On the contrary, Lyotard (1979) proves that functionalist theory is declining. According to this theory the society is a system which strives for perfection, i.e. proper development of all its constituent parts. Nonetheless, major concepts of postmodernism refute this assumption. Lyotard (1979) proves that there can be no stability in the system.
Therefore, there can be no way to make each part of the system develop proportionally. Abundance of data and chaotic nature of knowledge makes it impossible for the system to develop in a stable way. Plurality is associated with conflict of ideas and interests, which, in its turn, leads to disproportionate distribution of resources, i.e. disproportionate development of the society.
In conclusion, it is possible to note that Lyotard’s book The Postmodern Condition: A Report on Knowledge is one of the most influential works of postmodern era. The theorist outlined major trends which were apparent in the society of the twentieth century. He identified the structure and the role of knowledge in the society of the information era. According to Lyotard (1979), information is one of the major resources and the societies of the information era strive for control over this resource.
The theorist also unveils plurality of the contemporary society. Importantly Lyotard (1979) also stresses that abundance of information can have to implications. It can lead societies to totalitarian rule (which is always short-lived though) or it can lead to inexhaustible development. However, the author stresses that this development is possible if the information is available to everyone.
Importantly, the concepts provided by the author have had profound impact on the development of other theories of society. Lyotard (1979) justifies consistency of the conflict theory as he stresses that the conflict is an indispensible part of the development of the society. Feminist theory is also empowered as Lyotard (1979) reveals plurality of the world and the inequality within the contemporary societies.

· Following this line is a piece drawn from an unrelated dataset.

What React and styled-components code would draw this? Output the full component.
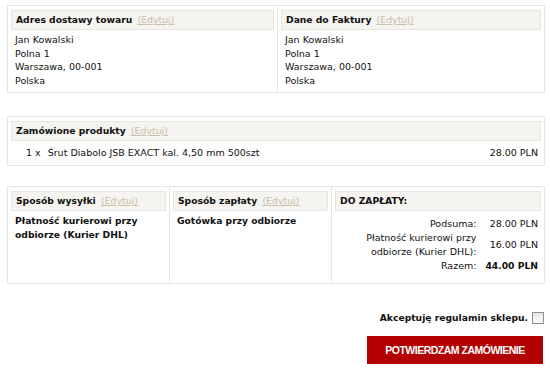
import React from "react";
import styled, { createGlobalStyle } from "styled-components";

const Global = createGlobalStyle`
  html, body { margin: 0; padding: 0; background: #fff; }
  body { font-family: "DejaVu Sans", Verdana, sans-serif; font-size: 9.5px; color: #111; }
`;

const Page = styled.div`
  width: 538px;
  padding: 5px 0 0 7px;
`;

const Box = styled.div`
  border: 1px solid #e6e6e4;
  display: grid;
  grid-template-columns: ${(p) => p.$cols || "1fr"};
  margin-bottom: ${(p) => p.$mb || 0}px;
`;

const Col = styled.div`
  padding: 4px 3px ${(p) => p.$pb ?? 6}px 3px;
  border-left: ${(p) => (p.$first ? "none" : "1px solid #e6e6e4")};
  min-height: ${(p) => p.$minh || 0}px;
  box-sizing: border-box;
`;

const Header = styled.div`
  background: #f5f4f0;
  border: 1px solid #e8e6df;
  height: 18px;
  line-height: 18px;
  padding: 0 4px;
  font-weight: bold;
  font-size: 9.2px;
  white-space: nowrap;
  overflow: hidden;
`;

const Edit = styled.a`
  font-weight: normal;
  font-size: 9.4px;
  color: #c8c0a6;
  text-decoration: underline;
  margin-left: 2px;
`;

const Lines = styled.div`
  padding: 3px 4px 0;
  line-height: ${(p) => (p.$bold ? 14 : 13.5)}px;
  font-weight: ${(p) => (p.$bold ? "bold" : "normal")};
  font-size: ${(p) => (p.$bold ? 9.2 : 9.5)}px;
`;

const ProductRow = styled.div`
  display: flex;
  justify-content: space-between;
  padding: 5px 3px 2px 15px;
  line-height: 14px;
`;

const Qty = styled.span`
  margin-right: 7px;
`;

const Totals = styled.div`
  display: grid;
  grid-template-columns: 1fr auto;
  column-gap: 9px;
  align-items: center;
  padding: 6px 3px 0 4px;
  line-height: 14px;
`;

const Label = styled.div`
  justify-self: end;
  text-align: right;
  max-width: ${(p) => p.$maxw || 200}px;
`;

const Value = styled.div`
  text-align: right;
  font-weight: ${(p) => (p.$bold ? "bold" : "normal")};
  font-size: ${(p) => (p.$bold ? 9.2 : 9.5)}px;
  white-space: nowrap;
`;

const Footer = styled.div`
  display: flex;
  flex-direction: column;
  align-items: flex-end;
  padding-top: 27px;
`;

const Accept = styled.label`
  display: flex;
  align-items: center;
  font-weight: bold;
  font-size: 9.2px;
  gap: 4px;
  line-height: 14px;
`;

const Check = styled.span`
  display: inline-block;
  width: 10px;
  height: 10px;
  border: 1px solid #8f8f8f;
  background: linear-gradient(#e6e6e6, #fafafa);
  margin-right: 1px;
`;

const Button = styled.button`
  margin-top: 11px;
  margin-right: 2px;
  width: 176px;
  height: 28px;
  border: none;
  background: #b30000;
  color: #fff;
  font-family: "Liberation Sans", Arial, sans-serif;
  font-weight: bold;
  font-size: 10.5px;
  letter-spacing: -0.5px;
  padding: 0;
  white-space: nowrap;
`;

export default function App() {
  return (
    <Page>
      <Global />
      <Box $cols="269px 1fr" $mb={23}>
        <Col $first $pb={5}>
          <Header>
            Adres dostawy towaru <Edit>(Edytuj)</Edit>
          </Header>
          <Lines>
            Jan Kowalski<br />Polna 1<br />Warszawa, 00-001<br />Polska
          </Lines>
        </Col>
        <Col $pb={5}>
          <Header>
            Dane do Faktury <Edit>(Edytuj)</Edit>
          </Header>
          <Lines>
            Jan Kowalski<br />Polna 1<br />Warszawa, 00-001<br />Polska
          </Lines>
        </Col>
      </Box>

      <Box $mb={20}>
        <Col $first $pb={3}>
          <Header>
            Zamówione produkty <Edit>(Edytuj)</Edit>
          </Header>
          <ProductRow>
            <span>
              <Qty>1 x</Qty>Śrut Diabolo JSB EXACT kal. 4,50 mm 500szt
            </span>
            <span>28.00 PLN</span>
          </ProductRow>
        </Col>
      </Box>

      <Box $cols="161px 162px 1fr">
        <Col $first $minh={96}>
          <Header>
            Sposób wysyłki <Edit>(Edytuj)</Edit>
          </Header>
          <Lines $bold>
            Płatność kurierowi przy<br />odbiorze (Kurier DHL)
          </Lines>
        </Col>
        <Col>
          <Header>
            Sposób zapłaty <Edit>(Edytuj)</Edit>
          </Header>
          <Lines $bold>Gotówka przy odbiorze</Lines>
        </Col>
        <Col>
          <Header>DO ZAPŁATY:</Header>
          <Totals>
            <Label>Podsuma:</Label>
            <Value>28.00 PLN</Value>
            <Label $maxw={112}>Płatność kurierowi przy odbiorze (Kurier DHL):</Label>
            <Value>16.00 PLN</Value>
            <Label>Razem:</Label>
            <Value $bold>44.00 PLN</Value>
          </Totals>
        </Col>
      </Box>

      <Footer>
        <Accept>
          Akceptuję regulamin sklepu.
          <Check />
        </Accept>
        <Button>POTWIERDZAM ZAMÓWIENIE</Button>
      </Footer>
    </Page>
  );
}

Finally, the theorist undermines the functionalist theory. Lyotard (1979) proves that the theory is inconsistent as there is no stability in the society. It is also important to note that Lyotard’s ideas have already been justified by time. Thus, the society follows the pattern outlined by the theorist. Masses have almost unlimited access to information through the Internet. This helps the societies to cooperate and develop, i.e. find new ways to address existing issues.
Lyotard, JF 1979, The postmodern condition: a report on knowledge, Manchester University Press, Manchester, UK.